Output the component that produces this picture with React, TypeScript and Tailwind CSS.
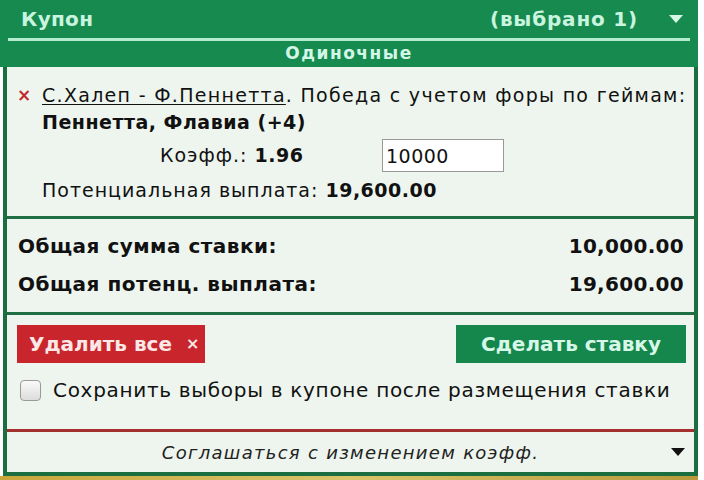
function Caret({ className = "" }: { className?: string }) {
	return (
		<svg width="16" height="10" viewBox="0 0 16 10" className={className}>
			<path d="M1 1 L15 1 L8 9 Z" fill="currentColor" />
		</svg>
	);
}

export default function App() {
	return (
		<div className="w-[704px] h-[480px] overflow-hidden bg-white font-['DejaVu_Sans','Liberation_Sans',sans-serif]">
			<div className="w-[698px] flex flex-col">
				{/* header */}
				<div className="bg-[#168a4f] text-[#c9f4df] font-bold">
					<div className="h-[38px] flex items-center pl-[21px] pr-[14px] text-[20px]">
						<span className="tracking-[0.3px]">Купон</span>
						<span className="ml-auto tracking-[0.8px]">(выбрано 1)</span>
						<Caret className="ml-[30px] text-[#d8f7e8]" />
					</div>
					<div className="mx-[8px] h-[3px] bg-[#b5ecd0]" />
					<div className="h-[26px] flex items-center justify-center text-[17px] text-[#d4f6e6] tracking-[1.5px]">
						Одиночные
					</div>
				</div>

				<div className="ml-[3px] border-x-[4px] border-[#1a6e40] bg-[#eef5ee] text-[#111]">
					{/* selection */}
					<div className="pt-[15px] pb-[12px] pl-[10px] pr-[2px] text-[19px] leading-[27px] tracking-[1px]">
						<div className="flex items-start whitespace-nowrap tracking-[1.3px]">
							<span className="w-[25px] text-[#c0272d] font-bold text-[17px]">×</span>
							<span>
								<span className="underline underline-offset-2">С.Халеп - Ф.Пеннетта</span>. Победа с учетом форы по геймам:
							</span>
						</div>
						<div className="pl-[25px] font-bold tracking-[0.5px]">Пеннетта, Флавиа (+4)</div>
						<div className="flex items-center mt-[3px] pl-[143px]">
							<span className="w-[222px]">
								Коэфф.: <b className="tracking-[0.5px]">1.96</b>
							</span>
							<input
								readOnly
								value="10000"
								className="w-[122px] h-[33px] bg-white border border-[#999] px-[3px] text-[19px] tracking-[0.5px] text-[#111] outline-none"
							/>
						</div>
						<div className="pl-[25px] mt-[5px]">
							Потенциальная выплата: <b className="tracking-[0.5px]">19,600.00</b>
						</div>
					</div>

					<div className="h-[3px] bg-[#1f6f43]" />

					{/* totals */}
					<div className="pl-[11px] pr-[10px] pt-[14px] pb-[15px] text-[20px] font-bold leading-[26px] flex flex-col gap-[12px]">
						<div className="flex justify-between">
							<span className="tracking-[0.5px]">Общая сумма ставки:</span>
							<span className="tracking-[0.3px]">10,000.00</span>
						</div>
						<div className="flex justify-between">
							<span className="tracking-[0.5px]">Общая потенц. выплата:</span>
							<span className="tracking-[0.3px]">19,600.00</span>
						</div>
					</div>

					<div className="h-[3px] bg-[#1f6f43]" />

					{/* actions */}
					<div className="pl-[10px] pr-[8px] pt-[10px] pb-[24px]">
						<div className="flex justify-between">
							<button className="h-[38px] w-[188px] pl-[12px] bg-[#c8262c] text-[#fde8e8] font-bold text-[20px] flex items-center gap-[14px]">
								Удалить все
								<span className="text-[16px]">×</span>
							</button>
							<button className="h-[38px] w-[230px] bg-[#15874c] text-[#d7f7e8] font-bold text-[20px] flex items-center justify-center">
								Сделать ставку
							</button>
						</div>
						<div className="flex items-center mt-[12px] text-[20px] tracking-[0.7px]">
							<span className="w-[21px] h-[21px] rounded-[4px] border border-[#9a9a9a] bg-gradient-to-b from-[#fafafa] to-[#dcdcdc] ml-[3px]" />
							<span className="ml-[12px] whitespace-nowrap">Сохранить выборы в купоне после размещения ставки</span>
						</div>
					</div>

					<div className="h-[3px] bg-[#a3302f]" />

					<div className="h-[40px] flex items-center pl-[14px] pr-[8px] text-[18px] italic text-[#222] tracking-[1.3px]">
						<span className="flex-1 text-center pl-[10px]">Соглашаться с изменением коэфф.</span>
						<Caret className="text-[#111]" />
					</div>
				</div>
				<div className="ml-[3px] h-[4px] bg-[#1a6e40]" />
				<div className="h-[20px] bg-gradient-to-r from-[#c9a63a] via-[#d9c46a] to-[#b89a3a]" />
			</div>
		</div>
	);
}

* * *

Requirements:
Output the lines above in full and exactly as given, omitting any pictures.

The completed task:
Output the component that produces this picture with React, TypeScript and Tailwind CSS.
function Caret({ className = "" }: { className?: string }) {
	return (
		<svg width="16" height="10" viewBox="0 0 16 10" className={className}>
			<path d="M1 1 L15 1 L8 9 Z" fill="currentColor" />
		</svg>
	);
}

export default function App() {
	return (
		<div className="w-[704px] h-[480px] overflow-hidden bg-white font-['DejaVu_Sans','Liberation_Sans',sans-serif]">
			<div className="w-[698px] flex flex-col">
				{/* header */}
				<div className="bg-[#168a4f] text-[#c9f4df] font-bold">
					<div className="h-[38px] flex items-center pl-[21px] pr-[14px] text-[20px]">
						<span className="tracking-[0.3px]">Купон</span>
						<span className="ml-auto tracking-[0.8px]">(выбрано 1)</span>
						<Caret className="ml-[30px] text-[#d8f7e8]" />
					</div>
					<div className="mx-[8px] h-[3px] bg-[#b5ecd0]" />
					<div className="h-[26px] flex items-center justify-center text-[17px] text-[#d4f6e6] tracking-[1.5px]">
						Одиночные
					</div>
				</div>

				<div className="ml-[3px] border-x-[4px] border-[#1a6e40] bg-[#eef5ee] text-[#111]">
					{/* selection */}
					<div className="pt-[15px] pb-[12px] pl-[10px] pr-[2px] text-[19px] leading-[27px] tracking-[1px]">
						<div className="flex items-start whitespace-nowrap tracking-[1.3px]">
							<span className="w-[25px] text-[#c0272d] font-bold text-[17px]">×</span>
							<span>
								<span className="underline underline-offset-2">С.Халеп - Ф.Пеннетта</span>. Победа с учетом форы по геймам:
							</span>
						</div>
						<div className="pl-[25px] font-bold tracking-[0.5px]">Пеннетта, Флавиа (+4)</div>
						<div className="flex items-center mt-[3px] pl-[143px]">
							<span className="w-[222px]">
								Коэфф.: <b className="tracking-[0.5px]">1.96</b>
							</span>
							<input
								readOnly
								value="10000"
								className="w-[122px] h-[33px] bg-white border border-[#999] px-[3px] text-[19px] tracking-[0.5px] text-[#111] outline-none"
							/>
						</div>
						<div className="pl-[25px] mt-[5px]">
							Потенциальная выплата: <b className="tracking-[0.5px]">19,600.00</b>
						</div>
					</div>

					<div className="h-[3px] bg-[#1f6f43]" />

					{/* totals */}
					<div className="pl-[11px] pr-[10px] pt-[14px] pb-[15px] text-[20px] font-bold leading-[26px] flex flex-col gap-[12px]">
						<div className="flex justify-between">
							<span className="tracking-[0.5px]">Общая сумма ставки:</span>
							<span className="tracking-[0.3px]">10,000.00</span>
						</div>
						<div className="flex justify-between">
							<span className="tracking-[0.5px]">Общая потенц. выплата:</span>
							<span className="tracking-[0.3px]">19,600.00</span>
						</div>
					</div>

					<div className="h-[3px] bg-[#1f6f43]" />

					{/* actions */}
					<div className="pl-[10px] pr-[8px] pt-[10px] pb-[24px]">
						<div className="flex justify-between">
							<button className="h-[38px] w-[188px] pl-[12px] bg-[#c8262c] text-[#fde8e8] font-bold text-[20px] flex items-center gap-[14px]">
								Удалить все
								<span className="text-[16px]">×</span>
							</button>
							<button className="h-[38px] w-[230px] bg-[#15874c] text-[#d7f7e8] font-bold text-[20px] flex items-center justify-center">
								Сделать ставку
							</button>
						</div>
						<div className="flex items-center mt-[12px] text-[20px] tracking-[0.7px]">
							<span className="w-[21px] h-[21px] rounded-[4px] border border-[#9a9a9a] bg-gradient-to-b from-[#fafafa] to-[#dcdcdc] ml-[3px]" />
							<span className="ml-[12px] whitespace-nowrap">Сохранить выборы в купоне после размещения ставки</span>
						</div>
					</div>

					<div className="h-[3px] bg-[#a3302f]" />

					<div className="h-[40px] flex items-center pl-[14px] pr-[8px] text-[18px] italic text-[#222] tracking-[1.3px]">
						<span className="flex-1 text-center pl-[10px]">Соглашаться с изменением коэфф.</span>
						<Caret className="text-[#111]" />
					</div>
				</div>
				<div className="ml-[3px] h-[4px] bg-[#1a6e40]" />
				<div className="h-[20px] bg-gradient-to-r from-[#c9a63a] via-[#d9c46a] to-[#b89a3a]" />
			</div>
		</div>
	);
}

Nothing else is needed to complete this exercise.